Kalau tidak setuju poligami yang dilakukan tokoh agama, tak perlu mencaci. Karena banyak tokoh jadi panutan pun juga berpoligami, dan tidak merugikan siapapun karena melaluinya dengan benar dengan cara yang baik-baik pula.
Jangan sampai, menentang poligami karena mengambil sampel dari kegagalan seseorang berpoligami. Itu sama saja menentang Alquran karena mengambil sampel dari seseorang beragama Islam. Pintar baca Alquran tetapi seorang penjahat, koruptor ataupun pembunuh.
#cerminhidup
#sinyaldarilangit
*pernah dimuat di Fajar Online 10/10/2017

Rabu, 04 Oktober 2017

SURAT KETERANGAN TIDAK MAMPU JAUH DARI ISTRI

Program pemerintah selain harus ramah anak dan ramah ibu, sepertinya juga harus ramah suami, betapa banyak suami menahan siksa berpisah dengan istrinya gara-gara profesi istri sebagai Ibu rumah tangga merangkap PNS. Tersiksa karena sang suami selain profesinya sebagai bapak rumah tangga juga terkadang bekerja sebagai PNS atau pengusaha yang berada jauh dari tempat sang istri mengabdikan diri sebagai abdi negara.

Seorang kawan mengingatkanku akan keadaannya yang kadang hanya setahun berkumpul dengan keluarga, sang istri sebagai PNS membaktikan diri di kabupaten berjarak ratusan kilometer dari tempat dirinya sebagai pengusaha di ibukota. Sungguh saya mengangkat jempol untuknya yang mampu bertahan, saya mungkin pernah hanya seminggu sudah merasakan bagaimana rindu menyiksai diri, sedang dirinya hitungan bulan adalah luar biasa.

Seandainya saja ada di kelurahan surat keterangan tidak mampu berpisah dengan istri, maka sangat disarankan mereka yang terpisah dengan pasangan oleh pekerjaan masing-masing harus mengurusnya segera jika syarat itu yang membuat suami istri bersama dalam sekejap. Setidaknya pemerintah atau pengambil keputusan memudahkan bagi seorang istri berstatus PNS mengurus pindah mengikut apapun pekerjaan suaminya.

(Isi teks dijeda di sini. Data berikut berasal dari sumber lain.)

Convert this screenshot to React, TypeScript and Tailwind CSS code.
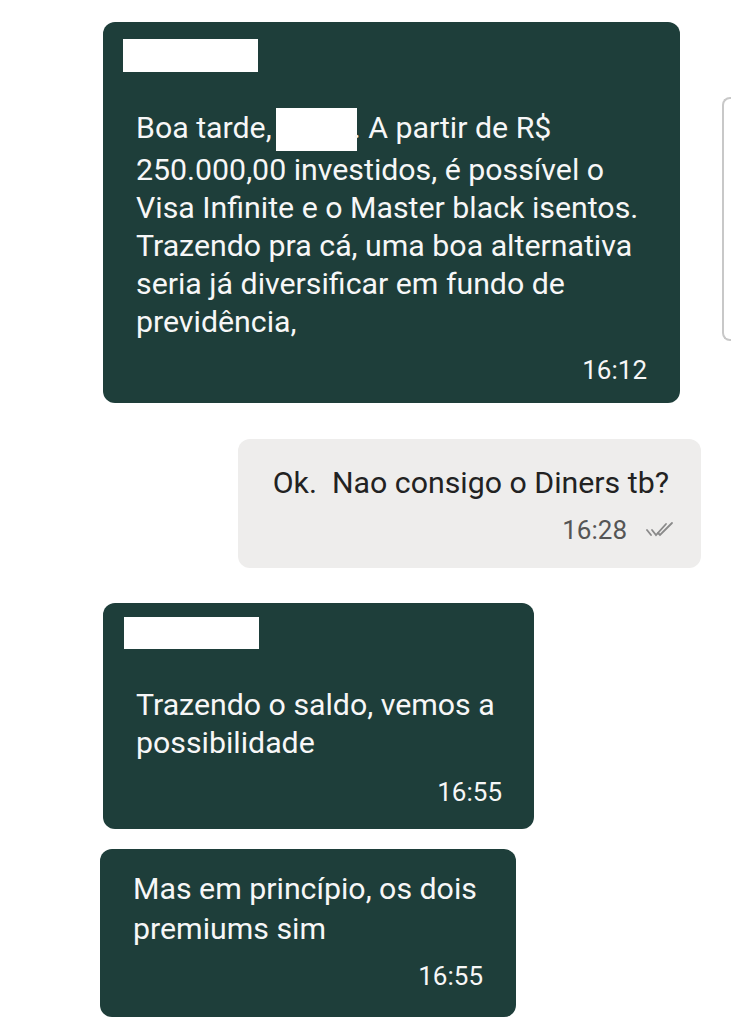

Selama ini, sejauh yang biasa didapati, mereka yang ingin pindah dari daerah tempat awal terangkat PNS ke daerah lain, baik karena alasan ikut suami bagi seorang istri atau suami yang ingin dekat dengan anak istrinya, juga alasan klasik, ingin kembali ke tanah kelahiran harus menunggu 5 sampai 10 Tahun lamanya,  tapi ada juga yang cepat, tergantung hebatnya mengurus pindah.

Suami sebagai pemimpin rumah tangga harusnya diutamakan walaupun misalnya bukan PNS yang terikat. Suami wajib bekerja menjadi perantara  rezeki bagi keluarganya, sedang istri tidaklah diwajibkan, maka sepantasnya jika pemerintah mendukung istri mengalah dan ikut dimana suami menetap mencari nafkah untuknya, janganlah istri yang utama karena berstatus PNS sedangkan suami bukan. Beda kalau suami PNS, biasanya istri mudah pindahnya.

Beberapa tahun silam, kakak lelakiku yang pertama ketika terangkat PNS guru di Bantaeng langsung mengurus istrinya yang lebih dulu terangkat PNS guru di Makassar untuk pindah ke Bantaeng. Ia ceritakan bagaimana koleganya merasa perjuangan akan berat mengurus kepindahan istrinya yang belum lama terangkat PNS, apalagi jika tak punya kenalan orang hebat di sekitar pengambil keputusan.

Doanya mungkin yang hebat, berhitung bulan yang tak lama, SK pindah istrinya ke bantaeng diteken oleh seorang petinggi Dinas Pendidikan Provinsi. Alasannya ketika ditanya saat menghadap di ruangan pejabat pengambil keputusan adalah ingin tinggal bersama istrinya di Bantaeng, tak sanggup jika hanya bersama di akhir pekan. Sang pejabat yang mendengarnya seketika meneken SK pindah istrinya dan bilang "Saya tidak punya alasan memisahkan kalian". Angkat topi untuk beliau yang saya lupa namanya, jarang ada pejabat yang begitu pengertian atas siksa bathin para suami ataupun istri yang terpisah tinggal karena sebagai abdi masyarakat. Sungguh, doa dan ikhtiarnya adalah surat keterangan tidak mampu jauh dari istri yang langsung dibalas oleh Allah.